Another particularly popular attempt to make art instagrammable is that of Van Gogh Alive. Or Immersive Van Gogh. Or Beyond Van Gogh: The Immersive Experience. Or any of the myriad of exhibitions taking advantage of the public domain work of the iconic painter.

Promotional image from Immersive Van Gogh of screen displaying artwork

Immersive Van Gogh, one of the companies offering a different experience of his artwork [Immersive Van Gogh]

The exhibitions, which saw a surge in popularity after being featured in the hit Netflix show Emily in Paris, feature dozens of projectors emblazoning pop-up warehouse walls with animations of the painter’s most recognisable works.

“All of these companies are working from the same source material — the same Starry Night, the same Sunflowers — that is, Van Gogh’s instantly recognisable, incredibly valuable and, above all, freely available intellectual property,” writes Kriston Capps for Bloomberg CityLab.

@declanschipper

‘The Lume’ – Melbourne. 10/10 #melb #fyp #foryou #vangogh

♬ OMG – <3

“His work falls in the public domain, so the only costs for using his pictures are licensing fees that producers pay museums or photographers for the use of high-resolution images.”

Selling millions of tickets and having record breaking runs for Ticketmaster, the exhibitions have highlighted the desire for interactive, digital-age art shows and inspired many similar efforts to adapt art to the age of social media.

Ellie Makin, a London artist, told us: “I think any form of cultural event or showcase that is photogenic is going to continue popping up by different institutions, because we now live in a world were new exhibitions and up-and-coming artists get shared through social media.”

After the success of the Van Gogh exhibitions, Mexican Geniuses: A Frida and Diego Immersive Experience is set to open in London in Spring 2022. Even restaurants have expanded into instagrammable art, with the Hotel Café Royal offering a Van Gogh-themed afternoon tea.

While the exhibitions are breathing new life into the work of artists and bringing them to millions more people, many of these experiences that seem to be tailored for social media have drawn criticism for being reductive.

One London fine art student, Emma Turpin, says that although “social media helps to bring a sense of accessibility to include more people in the art world, it’s hard to understand the true form of the work through a screen.”

While immersive exhibitions and online content is bringing art to more people, it is diluting the work for commercialisation, a common criticism for the upcoming Frida Kahlo and Diego Rivera exhibition, their work, known for its emotional and violent themes, has effectively been reduced to a photo opportunity.

While there are many criticisms towards this online approach to art, there are also many benefits. “There is something about social media’s effect on the arts that I feel breaks down the elitism of high art … although ultimately, nothing that is meant to be seen physically will transfer to anything online or on a screen,” says Makin.

“I don’t think [on the whole] social media is a valid communication of fine art as you need to experience the work in person.
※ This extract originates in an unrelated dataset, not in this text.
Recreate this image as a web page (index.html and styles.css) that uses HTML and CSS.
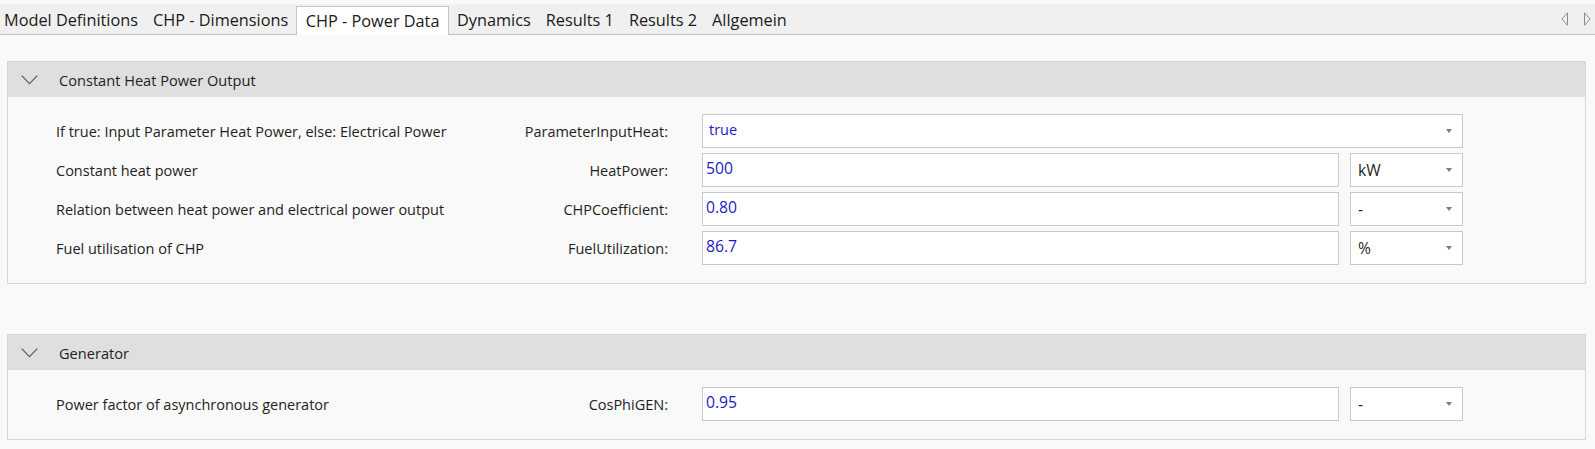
FILE: index.html
```html
<!DOCTYPE html>
<html>
<head>
<meta charset="utf-8">
<link rel="stylesheet" href="styles.css">
</head>
<body>
<div class="tabbar">
  <div class="tabs">
    <span class="tab first">Model Definitions</span>
    <span class="tab">CHP - Dimensions</span>
    <span class="tab active">CHP - Power Data</span>
    <span class="tab">Dynamics</span>
    <span class="tab">Results 1</span>
    <span class="tab">Results 2</span>
    <span class="tab">Allgemein</span>
  </div>
  <div class="nav">
    <svg class="nav-arrow" width="8" height="14" viewBox="0 0 8 14"><polygon points="6.5,0.8 1,7 6.5,13.2" fill="none" stroke="#8a8a8a" stroke-width="1"/></svg>
    <svg class="nav-arrow" width="8" height="14" viewBox="0 0 8 14"><polygon points="1.5,0.8 7,7 1.5,13.2" fill="none" stroke="#8a8a8a" stroke-width="1"/></svg>
  </div>
</div>

<div class="content">
  <section class="group">
    <div class="group-head">
      <svg class="chev" width="17" height="10" viewBox="0 0 17 10"><polyline points="0.7,0.7 8.5,8.7 16.3,0.7" fill="none" stroke="#5a5a5a" stroke-width="1.2"/></svg>
      <span class="group-title">Constant Heat Power Output</span>
    </div>
    <div class="group-body">
      <span class="desc">If true: Input Parameter Heat Power, else: Electrical Power</span>
      <span class="name">ParameterInputHeat:</span>
      <div class="field combo wide"><span class="val bool">true</span><span class="arrow"></span></div>

      <span class="desc">Constant heat power</span>
      <span class="name">HeatPower:</span>
      <div class="field"><span class="val">500</span></div>
      <div class="field combo unit"><span class="unit-text">kW</span><span class="arrow"></span></div>

      <span class="desc">Relation between heat power and electrical power output</span>
      <span class="name">CHPCoefficient:</span>
      <div class="field"><span class="val">0.80</span></div>
      <div class="field combo unit"><span class="unit-text">-</span><span class="arrow"></span></div>

      <span class="desc">Fuel utilisation of CHP</span>
      <span class="name">FuelUtilization:</span>
      <div class="field"><span class="val">86.7</span></div>
      <div class="field combo unit"><span class="unit-text">%</span><span class="arrow"></span></div>
    </div>
  </section>

  <section class="group">
    <div class="group-head">
      <svg class="chev" width="17" height="10" viewBox="0 0 17 10"><polyline points="0.7,0.7 8.5,8.7 16.3,0.7" fill="none" stroke="#5a5a5a" stroke-width="1.2"/></svg>
      <span class="group-title">Generator</span>
    </div>
    <div class="group-body">
      <span class="desc">Power factor of asynchronous generator</span>
      <span class="name">CosPhiGEN:</span>
      <div class="field"><span class="val">0.95</span></div>
      <div class="field combo unit"><span class="unit-text">-</span><span class="arrow"></span></div>
    </div>
  </section>
</div>
</body>
</html>
```

FILE: styles.css
```css
html, body {
  margin: 0;
  padding: 0;
  background: #f9f9f9;
  font-family: "Open Sans", "Noto Sans", sans-serif;
  color: #1e1e1e;
}

.tabbar {
  margin-top: 4px;
  height: 30px;
  background: #f0f0f0;
  border-bottom: 1px solid #bdbdbd;
  display: flex;
  justify-content: space-between;
  align-items: stretch;
}

.tabs {
  display: flex;
  align-items: stretch;
}

.tab {
  display: flex;
  align-items: center;
  padding: 1px 7.5px 0 7.5px;
  font-size: 16.3px;
  color: #1a1a1a;
  white-space: nowrap;
}

.tab.first {
  padding-left: 4px;
}

.tab.active {
  background: #ffffff;
  border: 1px solid #c4c4c4;
  border-bottom: none;
  margin-top: 2px;
  margin-bottom: -1px;
  padding: 0 9px 0 9px;
}

.nav {
  display: flex;
  align-items: center;
  gap: 14px;
  padding-right: 4px;
  padding-bottom: 1px;
}

.nav-arrow {
  display: block;
}

.content {
  padding: 26px 9px 0 7px;
  display: flex;
  flex-direction: column;
  gap: 50px;
}

.group {
  border: 1px solid #d6d6d6;
  background: #f9f9f9;
}

.group-head {
  height: 35px;
  background: #dfdfdf;
  display: flex;
  align-items: center;
}

.chev {
  display: block;
  margin-left: 13px;
  margin-right: 21px;
  margin-top: 1px;
}

.group-title {
  font-size: 14.6px;
  color: #1e1e1e;
  padding-top: 1px;
}

.group-body {
  display: grid;
  grid-template-columns: 439px 185px 637px 113px;
  grid-auto-rows: 34px;
  column-gap: 11px;
  row-gap: 5px;
  padding: 17px 0 18px 48px;
  align-items: center;
}

.desc {
  font-size: 14.5px;
  white-space: nowrap;
}

.name {
  font-size: 14.5px;
  text-align: right;
  padding-right: 23px;
  white-space: nowrap;
}

.field {
  height: 34px;
  box-sizing: border-box;
  background: #ffffff;
  border: 1px solid #c9c9c9;
  display: flex;
  align-items: center;
  justify-content: space-between;
  padding: 0 10px 4px 3px;
}

.field.wide {
  grid-column: 3 / 5;
  padding-left: 6px;
}

.val {
  font-size: 15.7px;
  color: #1b1bc2;
}

.val.bool {
  font-size: 14.5px;
}

.unit-text {
  font-size: 15.6px;
  color: #1e1e1e;
  padding-left: 4px;
  padding-top: 4px;
}

.arrow {
  width: 0;
  height: 0;
  border-left: 3.5px solid transparent;
  border-right: 3.5px solid transparent;
  border-top: 4px solid #7c7c7c;
  margin-top: 4px;
}
```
However, social media can offer a glimpse of what you could experience in a gallery, and sometimes explain it,” says Turpin, recommending many users who package art history into small, understandable segments on social media’s new favourite platform, TikTok, which recently overtook Google to become the most popular online site in the world.

Mary McGillivray, who contextualises art in the modern world, argues that “art history is just old memes”, while Evan Hart (@evan.hart) uses their account to frame historical art through a feminist, LGBTQ+ lens.

Dane Nakama (@umeboi) approaches understanding art as simple “visual literacy”: which they say “is the way in which we read images. The only way I can explain it is that we learn how to read poems, we don’t just give someone a play by Shakespeare and expect them to understand it completely. The same goes with art.”

For these users, their social media is about bringing art history directly to a younger, online audience and giving them an ‘in’ to classic and contemporary art that they “may not have had access to because of class or education stereotypes of fine art, and also just not knowing where to look for understandable information,” says Emma.

While exhibitions like the Van Gogh experience could be considered a simplistic, commercial effort to “profit from the on-trend ‘instagrammable’ experiences”, to artists like Emma, it is bringing art to a wider audience and increasing interest in users like McGillivray, Nakama and Hart who are bridging the gap between a social media post of Van Gogh’s Sunflowers and the deeper meaning behind it, opening the high culture topic of art history to a wider, egalitarian audience.